I expect to complete T12932 this week since that's the lowest hanging change, but the actual deployment schedule for the Ferret engine may end up being complicated by this: I don't want to unprototype it if the cluster isn't prepared to upgrade into it. We have two well-defined pathways available to resolve this by increasing the available space (either moving instances to separate shards as in T12817, or upgrading the volume) but both involve a meaningful amount of downtime for instances on those shards so I'd prefer to find less disruptive solutions if they're reasonably available.
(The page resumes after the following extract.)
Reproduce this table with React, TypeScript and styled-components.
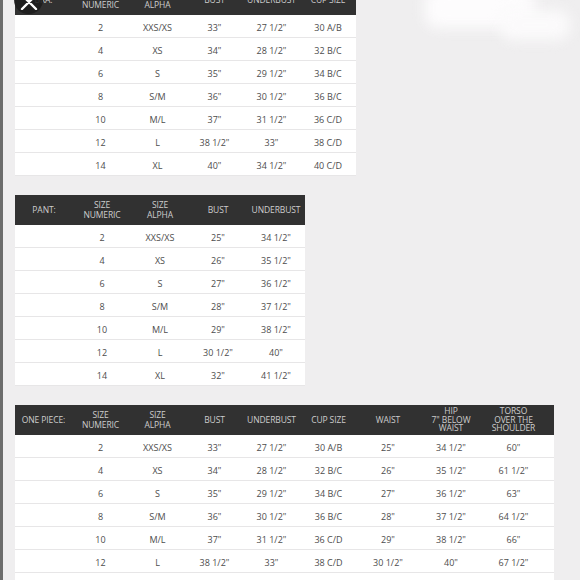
import styled, { createGlobalStyle } from 'styled-components'

interface Column {
  label: string[]
  width: number
}

interface Props {
  columns: Column[]
  rows: string[][]
  trailing?: number
}

const sizes = ['2', '4', '6', '8', '10', '12', '14']
const alpha = ['XXS/XS', 'XS', 'S', 'S/M', 'M/L', 'L', 'XL']

const bra = {
  columns: [
    { label: ['BRA:'], width: 57 },
    { label: ['SIZE', 'NUMERIC'], width: 57 },
    { label: ['SIZE', 'ALPHA'], width: 57 },
    { label: ['BUST'], width: 57 },
    { label: ['UNDERBUST'], width: 57 },
    { label: ['CUP SIZE'], width: 56 },
  ],
  rows: [
    ['33"', '27 1/2"', '30 A/B'],
    ['34"', '28 1/2"', '32 B/C'],
    ['35"', '29 1/2"', '34 B/C'],
    ['36"', '30 1/2"', '36 B/C'],
    ['37"', '31 1/2"', '36 C/D'],
    ['38 1/2"', '33"', '38 C/D'],
    ['40"', '34 1/2"', '40 C/D'],
  ],
}

const pant = {
  columns: [
    { label: ['PANT:'], width: 58 },
    { label: ['SIZE', 'NUMERIC'], width: 58 },
    { label: ['SIZE', 'ALPHA'], width: 58 },
    { label: ['BUST'], width: 58 },
    { label: ['UNDERBUST'], width: 58 },
  ],
  rows: [
    ['25"', '34 1/2"'],
    ['26"', '35 1/2"'],
    ['27"', '36 1/2"'],
    ['28"', '37 1/2"'],
    ['29"', '38 1/2"'],
    ['30 1/2"', '40"'],
    ['32"', '41 1/2"'],
  ],
}

const onePiece = {
  columns: [
    { label: ['ONE PIECE:'], width: 57 },
    { label: ['SIZE', 'NUMERIC'], width: 57 },
    { label: ['SIZE', 'ALPHA'], width: 57 },
    { label: ['BUST'], width: 57 },
    { label: ['UNDERBUST'], width: 57 },
    { label: ['CUP SIZE'], width: 57 },
    { label: ['WAIST'], width: 62 },
    { label: ['HIP', '7" BELOW', 'WAIST'], width: 64 },
    { label: ['TORSO', 'OVER THE', 'SHOULDER'], width: 71 },
  ],
  rows: [
    ['33"', '27 1/2"', '30 A/B', '25"', '34 1/2"', '60"'],
    ['34"', '28 1/2"', '32 B/C', '26"', '35 1/2"', '61 1/2"'],
    ['35"', '29 1/2"', '34 B/C', '27"', '36 1/2"', '63"'],
    ['36"', '30 1/2"', '36 B/C', '28"', '37 1/2"', '64 1/2"'],
    ['37"', '31 1/2"', '36 C/D', '29"', '38 1/2"', '66"'],
    ['38 1/2"', '33"', '38 C/D', '30 1/2"', '40"', '67 1/2"'],
    ['40"', '34 1/2"', '40 C/D', '31 1/2"', '41 1/2"', '69"'],
  ],
}

const withSizes = (rows: string[][]) => rows.map((r, i) => ['', sizes[i], alpha[i], ...r])

const SizeTable: React.FC<Props> = ({ columns, rows, trailing }) => {
  const total = columns.reduce((s, c) => s + c.width, 0)
  return (
    <Table style={{ width: total }}>
      <colgroup>
        {columns.map((c, i) => <col key={i} style={{ width: c.width }} />)}
      </colgroup>
      <thead>
        <tr>
          {columns.map((c, i) => (
            <HeadCell key={i} $tight={c.label.length > 2} $trailing={i === columns.length - 1 ? trailing : 0}>
              {c.label.map((l, j) => <div key={j}>{l}</div>)}
            </HeadCell>
          ))}
        </tr>
      </thead>
      <tbody>
        {withSizes(rows).map((r, i) => (
          <tr key={i}>
            {r.map((v, j) => (
              <Cell key={j} $trailing={j === r.length - 1 ? trailing : 0}>{v}</Cell>
            ))}
          </tr>
        ))}
      </tbody>
    </Table>
  )
}

const App = () => {
  return (
    <>
      <GlobalStyle />
      <Page>
        <SizeTable {...bra} />
        <SizeTable {...pant} />
        <SizeTable {...onePiece} trailing={10} />
      </Page>
      <CloseButton>
        <svg width="18" height="16" viewBox="0 0 18 16">
          <path d="M2 1 L16 15 M16 1 L2 15" stroke="#fff" strokeWidth="2.4" strokeLinecap="round" />
        </svg>
      </CloseButton>
      <Glare />
      <GlareTail />
    </>
  )
}

export default App

const GlobalStyle = createGlobalStyle`
  html, body {
    margin: 0;
    background: #efeeef;
    overflow: hidden;
    height: 100%;
  }
  body {
    font-family: "Open Sans", "Liberation Sans", sans-serif;
  }
`
const Page = styled.main`
  height: 600px;
  box-sizing: border-box;
  border-left: 3px solid #6c6c6c;
  padding-left: 12px;
  margin-top: -15px;
  display: flex;
  flex-direction: column;
  align-items: flex-start;
  gap: 19px;
`
const Table = styled.table`
  border-collapse: collapse;
  table-layout: fixed;
  flex-shrink: 0;
`
const HeadCell = styled.th<{ $tight: boolean; $trailing?: number }>`
  height: 30px;
  padding: 0 ${(p) => p.$trailing ?? 0}px 0 0;
  background: #313131;
  color: #cdcdcd;
  font-size: 8.5px;
  font-weight: 400;
  line-height: ${(p) => (p.$tight ? '8.4px' : '10.5px')};
  text-align: center;
  letter-spacing: -0.1px;
`
const Cell = styled.td<{ $trailing?: number }>`
  height: 20px;
  padding: 2px ${(p) => p.$trailing ?? 0}px 0 0;
  background: #fff;
  border-bottom: 1px solid #e7e6e7;
  color: #4d4d4d;
  font-size: 9px;
  text-align: center;
`
const CloseButton = styled.div`
  position: absolute;
  left: 14px;
  top: -14px;
  width: 29px;
  height: 28px;
  border-radius: 50%;
  background: rgba(28, 28, 28, 0.88);
  display: flex;
  align-items: flex-end;
  justify-content: center;
  padding-bottom: 4px;
  box-sizing: border-box;
`
const Glare = styled.div`
  position: absolute;
  left: 425px;
  top: -12px;
  width: 110px;
  height: 40px;
  border-radius: 12px;
  background: #fdfcfd;
  filter: blur(7px);
`
const GlareTail = styled.div`
  position: absolute;
  left: 500px;
  top: 10px;
  width: 70px;
  height: 30px;
  border-radius: 12px;
  background: #fbfafb;
  filter: blur(7px);
`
From T12932, I don't think it's especially promising as a way forward, so I'm just going take an operations pathway instead (see T12978), so I expect to just move to unprototype the Ferret engine here.

epriestley closed this task as Resolved.EditedSep 15 2017, 5:16 PM

This has promoted to stable. See T12974 for upgrade guidance. See T12985 for one followup change. This may still have some bugs (or it may scale very differently on real-world workloads and need substantial additional work) but I think we can handle those separately.